At least once a year, you have the wonderful and terrible role of determining raises. Certainly it is wonderful. You have the opportunity to reward people for their hard work and great performance. I love that part of it!

Yet, raises also have a terrible aspect. Charlie and his wife just had another child and they need the money. Susanne isn’t as productive as others in her department, so should she get a raise? Bill thinks his department has outperformed all the others in the church—and so his department should get twice as much as others. Jim was hired in a sub-par rate—should you equalize his pay to others of a similar grade, even though it means a substantial increase? If Amy left us, we would have to pay one-third more for her replacement—how much of a raise should we give her? I hate this part of it!

When it comes to raises, you have to make hard decisions. These decisions are in real time, not in the electronic world of a fantasy football league. You are discussing the economic livelihood of people who you will be seeing for the foreseeable future.
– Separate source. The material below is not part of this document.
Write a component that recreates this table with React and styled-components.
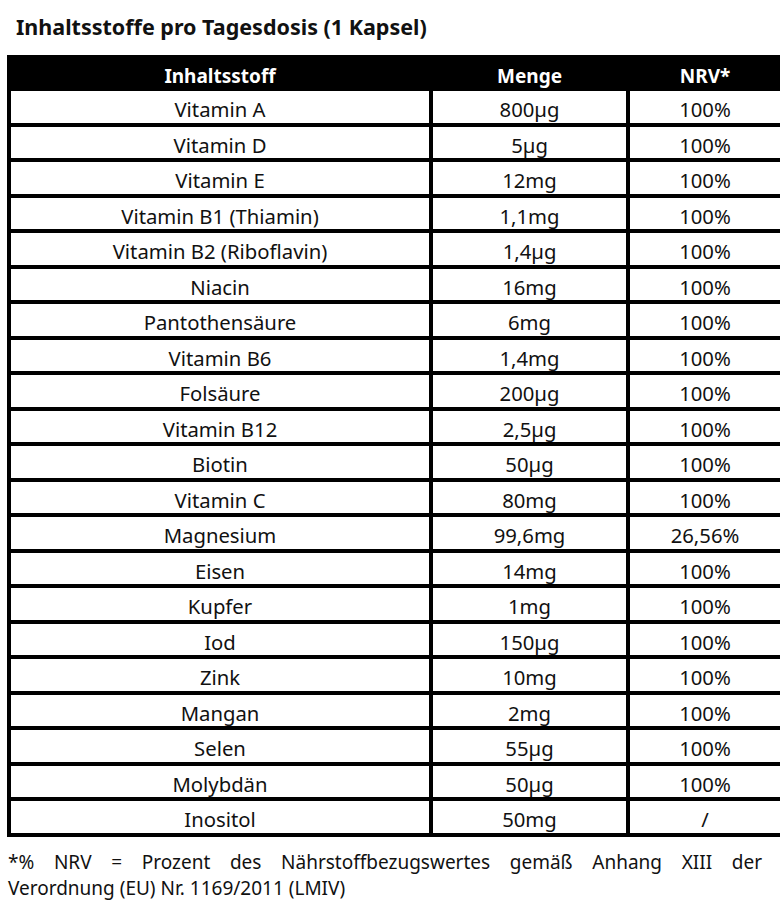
import React from "react";
import styled, { createGlobalStyle } from "styled-components";

const GlobalStyle = createGlobalStyle`
    html, body {
        margin: 0;
        padding: 0;
        background: #ffffff;
        overflow-x: hidden;
    }
`;

const rows = [
    ["Vitamin A", "800µg", "100%"],
    ["Vitamin D", "5µg", "100%"],
    ["Vitamin E", "12mg", "100%"],
    ["Vitamin B1 (Thiamin)", "1,1mg", "100%"],
    ["Vitamin B2 (Riboflavin)", "1,4µg", "100%"],
    ["Niacin", "16mg", "100%"],
    ["Pantothensäure", "6mg", "100%"],
    ["Vitamin B6", "1,4mg", "100%"],
    ["Folsäure", "200µg", "100%"],
    ["Vitamin B12", "2,5µg", "100%"],
    ["Biotin", "50µg", "100%"],
    ["Vitamin C", "80mg", "100%"],
    ["Magnesium", "99,6mg", "26,56%"],
    ["Eisen", "14mg", "100%"],
    ["Kupfer", "1mg", "100%"],
    ["Iod", "150µg", "100%"],
    ["Zink", "10mg", "100%"],
    ["Mangan", "2mg", "100%"],
    ["Selen", "55µg", "100%"],
    ["Molybdän", "50µg", "100%"],
    ["Inositol", "50mg", "/"],
];

export default function App() {
    return (
        <Page>
            <GlobalStyle />
            <Title>Inhaltsstoffe pro Tagesdosis (1 Kapsel)</Title>
            <Table>
                <HeaderRow>
                    <HeadCell>Inhaltsstoff</HeadCell>
                    <HeadCell>Menge</HeadCell>
                    <HeadCell>NRV*</HeadCell>
                </HeaderRow>
                {rows.map(([name, amount, nrv]) => (
                    <Row key={name}>
                        <Cell>{name}</Cell>
                        <Cell>{amount}</Cell>
                        <Cell>{nrv}</Cell>
                    </Row>
                ))}
            </Table>
            <Footnote>
                <FootLine $justify>*% NRV = Prozent des Nährstoffbezugswertes gemäß Anhang XIII der</FootLine>
                <FootLine>Verordnung (EU) Nr. 1169/2011 (LMIV)</FootLine>
            </Footnote>
        </Page>
    );
}

const Page = styled.div`
    width: 780px;
    overflow: hidden;
    padding: 13px 0 0 0;
`;

const Title = styled.h1`
    margin: 0 0 15px 16px;
    font-family: "Noto Sans", "Open Sans", sans-serif;
    font-weight: 700;
    font-size: 21.5px;
    line-height: 27px;
    color: #111;
`;

const Table = styled.div`
    margin-left: 7px;
    width: 777px;
    background: #000;
    padding: 0 4px 4px 4px;
    display: flex;
    flex-direction: column;
    gap: 4px;
`;

const columns = "418px 193px 150px";

const HeaderRow = styled.div`
    display: grid;
    grid-template-columns: ${columns};
    column-gap: 4px;
    height: 32px;
`;

const HeadCell = styled.div`
    display: flex;
    align-items: center;
    justify-content: center;
    padding-top: 8px;
    color: #fff;
    font-family: "Noto Sans", "Open Sans", sans-serif;
    font-weight: 700;
    font-size: 19px;
`;

const Row = styled.div`
    display: grid;
    grid-template-columns: ${columns};
    column-gap: 4px;
    height: 31.5px;
`;

const Cell = styled.div`
    background: #fff;
    display: flex;
    align-items: center;
    justify-content: center;
    padding-top: 5px;
    color: #111;
    font-family: "Noto Sans", "Open Sans", sans-serif;
    font-size: 20.3px;
    line-height: 1;
`;

const Footnote = styled.div`
    margin: 12px 18px 0 8px;
    font-family: "Noto Sans", "Open Sans", sans-serif;
    font-size: 19px;
    line-height: 26px;
    color: #111;
`;

const FootLine = styled.div`
    text-align: ${({ $justify }) => ($justify ? "justify" : "left")};
    text-align-last: ${({ $justify }) => ($justify ? "justify" : "left")};
`;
Here are some of the operating principles that I use in determining raises:

  • Be as generous as possible. “People are your business.” Love your people by paying them as well as you can.
  • Have a salary grid for every major role in the church. Set a minimum and maximum salary for that role, with three points in between. If a staff member is below your minimum point for the role he or she is in, then raise their salary to the minimum point.
  • If they are far below that minimum point, it may take two years to get them to your minimum.
  • If someone is over the maximum salary according to your salary grid, then don’t give them a raise. Give them a bonus instead. Examine your salary grid on a regular basis to ensure that it is fair. Don’t pay someone more than what you have determined is the fair maximum amount for that position.
  • Offer a newcomer a salary based on your salary grid, setting the exact amount based on experience, qualifications, maturity and similar qualifications.
  • Separate “needs” from “work.” Have a benevolence fund to help staff with unexpected medical expenses. Don’t pay people more because they have more kids or because they get married. Pay people based on their work, whether single, married, divorced, childless or “Israel with twelve sons.”

There are many other principles that I use in determining salary. These are some of the salient ones.

Be generous in your salaries. “People are your business.”